The transformations shown above are applied to each image in the dataset. This results in inflating the dataset to 5x its original size! It makes sense to do these transformations because:
- In reality, it is entirely possible that handwritten letters are imperfect; everybody ends up shifting, distorting or tilting characters while writing.
- In spite of these transformations, our brains effortlessly recognize these letters - so why not train the neural network to do so too ?
Now that we have a lot many more examples to learn from , let’s again train and test our neural network
# Training with augmented dataset while retaining other settings dvc.fit(trainX, trainY, validation_set=0.1, show_metric=True, batch_size=5, n_epoch=20) #Testing predictions = np.array(dvc.predict(testX)).argmax(axis=1) real_labels = testY.argmax(axis=1) test_accuracy = np.mean(predictions == real_labels, axis=0) print("Test accuracy: ", test_accuracy)

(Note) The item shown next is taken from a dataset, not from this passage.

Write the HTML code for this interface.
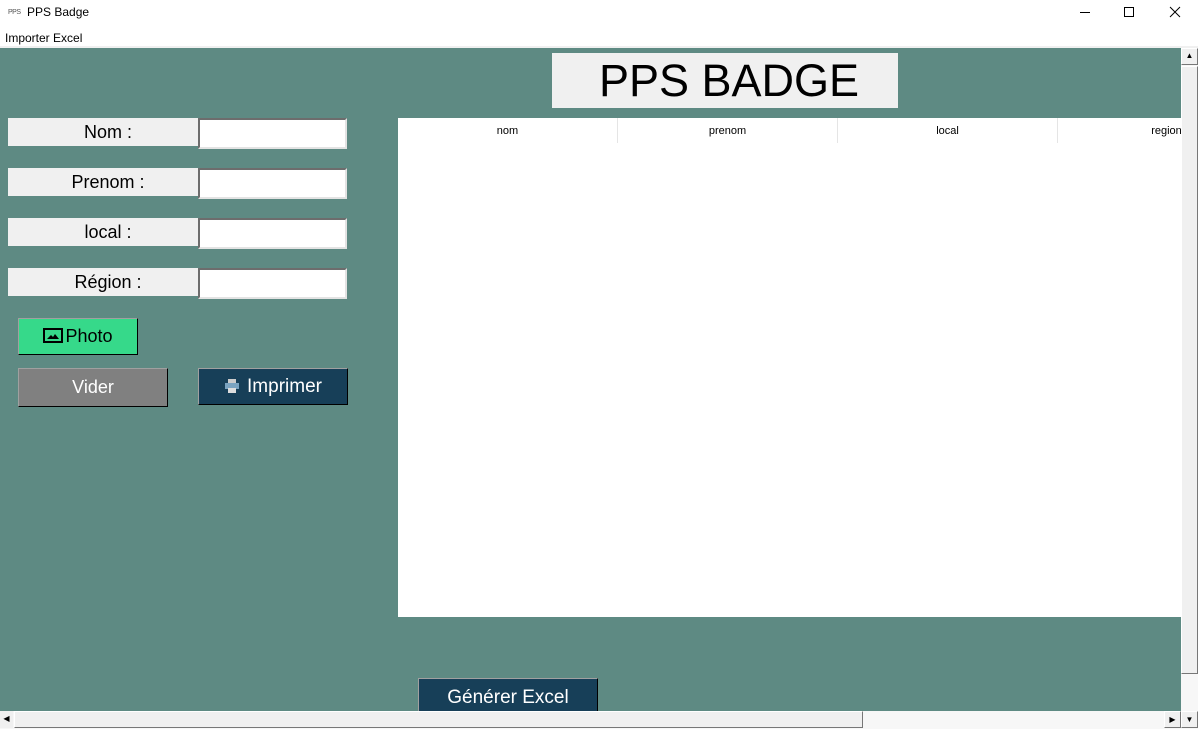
<!DOCTYPE html>
<html><head><meta charset="utf-8"><style>
*{margin:0;padding:0;box-sizing:border-box}
body{width:1198px;height:729px;position:relative;overflow:hidden;background:#fff;font-family:"Liberation Sans",sans-serif}
.a{position:absolute}
.lbl{background:#f0f0f0;font-size:18px;text-align:center;line-height:28px;color:#000}
.fl{padding-left:10px}
.inp{background:#fff;border:2px solid;border-color:#6d6d6d #e3e3e3 #e3e3e3 #6d6d6d}
.btn{font-size:18px;text-align:center;color:#fff;border:1px solid;border-color:#a0a0a0 #000 #000 #a0a0a0}
.th{top:0;height:25px;font-size:11px;line-height:27px;text-align:center;border-right:1px solid #e5e5e5;width:220px}
</style></head><body>
<div class="a" style="left:8px;top:9px;font-size:7px;color:#555;letter-spacing:-0.5px">PPS</div>
<div class="a" style="left:27px;top:5px;font-size:12px">PPS Badge</div>
<div class="a" style="left:1080px;top:12px;width:10px;height:1px;background:#000"></div>
<div class="a" style="left:1124px;top:7px;width:10px;height:10px;border:1px solid #000"></div>
<svg class="a" style="left:1169px;top:6px" width="12" height="12"><path d="M1 1L11 11M11 1L1 11" stroke="#000" stroke-width="1"/></svg>
<div class="a" style="left:5px;top:31px;font-size:12px">Importer Excel</div>
<div class="a" style="left:0;top:46px;width:1198px;height:2px;background:#f0f0f0"></div>
<div class="a" style="left:0;top:48px;width:1181px;height:663px;background:#5e8a83"></div>
<div class="a lbl" style="left:552px;top:53px;width:346px;height:55px;font-size:45px;line-height:55px;padding-left:8px">PPS BADGE</div>

<div class="a lbl fl" style="left:8px;top:118px;width:190px;height:28px">Nom :</div>
<div class="a inp" style="left:198px;top:118px;width:149px;height:31px"></div>
<div class="a lbl fl" style="left:8px;top:168px;width:190px;height:28px">Prenom :</div>
<div class="a inp" style="left:198px;top:168px;width:149px;height:31px"></div>
<div class="a lbl fl" style="left:8px;top:218px;width:190px;height:28px">local :</div>
<div class="a inp" style="left:198px;top:218px;width:149px;height:31px"></div>
<div class="a lbl fl" style="left:8px;top:268px;width:190px;height:28px">Région :</div>
<div class="a inp" style="left:198px;top:268px;width:149px;height:31px"></div>

<div class="a btn" style="left:18px;top:318px;width:120px;height:37px;background:#36d98a;color:#000;line-height:35px"><svg width="20" height="15" style="vertical-align:-1px;margin-right:2px"><rect x="1" y="1" width="18" height="13" fill="none" stroke="#000" stroke-width="2"/><path d="M4 11L8 7L10 9L12 6L16 11Z" fill="#000"/></svg>Photo</div>
<div class="a btn" style="left:18px;top:368px;width:150px;height:39px;background:#808080;line-height:37px">Vider</div>
<div class="a btn" style="left:198px;top:368px;width:150px;height:37px;background:#173f58;line-height:35px;font-size:19px"><svg width="16" height="14" style="vertical-align:-1px;margin-right:7px"><rect x="4" y="0" width="8" height="4" fill="#ccc"/><rect x="1" y="4" width="14" height="6" fill="#7aa3c0"/><rect x="4" y="9" width="8" height="5" fill="#ddd"/></svg>Imprimer</div>

<div class="a" style="left:398px;top:118px;width:783px;height:499px;background:#fff;overflow:hidden">
<div class="a th" style="left:0">nom</div>
<div class="a th" style="left:220px">prenom</div>
<div class="a th" style="left:440px">local</div>
<div class="a th" style="left:659px">region</div>
</div>

<div class="a btn" style="left:418px;top:678px;width:180px;height:40px;background:#173f58;line-height:38px;font-size:19px">Générer Excel</div>

<div class="a" style="left:1181px;top:48px;width:17px;height:663px;background:#f7f7f7"></div>
<div class="a" style="left:1181px;top:48px;width:17px;height:17px;background:#f0f0f0;border:1px solid;border-color:#fff #777 #777 #fff;font-size:8px;text-align:center;line-height:14px">▲</div>
<div class="a" style="left:1181px;top:66px;width:17px;height:608px;background:#f0f0f0;border:1px solid;border-color:#fff #777 #777 #fff"></div>
<div class="a" style="left:0;top:711px;width:1198px;height:18px;background:#f7f7f7"></div>
<div class="a" style="left:0;top:711px;width:13px;height:17px;background:#f0f0f0;font-size:8px;line-height:16px;text-align:center">◀</div>
<div class="a" style="left:14px;top:711px;width:849px;height:17px;background:#f0f0f0;border:1px solid;border-color:#fff #777 #777 #fff"></div>
<div class="a" style="left:1164px;top:711px;width:17px;height:17px;background:#f0f0f0;border:1px solid;border-color:#fff #777 #777 #fff;font-size:8px;line-height:15px;text-align:center">▶</div>
<div class="a" style="left:1181px;top:711px;width:17px;height:17px;background:#f0f0f0;border:1px solid;border-color:#fff #777 #777 #fff;font-size:8px;line-height:15px;text-align:center">▼</div>
</body></html>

Test accuracy: 0.920226130653
As seen above, the test accuracy improves to 92%, meaning that data augmentation proved useful.
Conclusions
State-of-the-art computer vision techniques achieve much more than classification. Scene recogntion, object identification and labeling, video understanding are some areas that have seen tremendous improvement over the last few years. However, classification is the basic foundation over which these advanced techniques are built. Hope this post covered some ground in this regard and on how deep learning applies to classifcation tasks!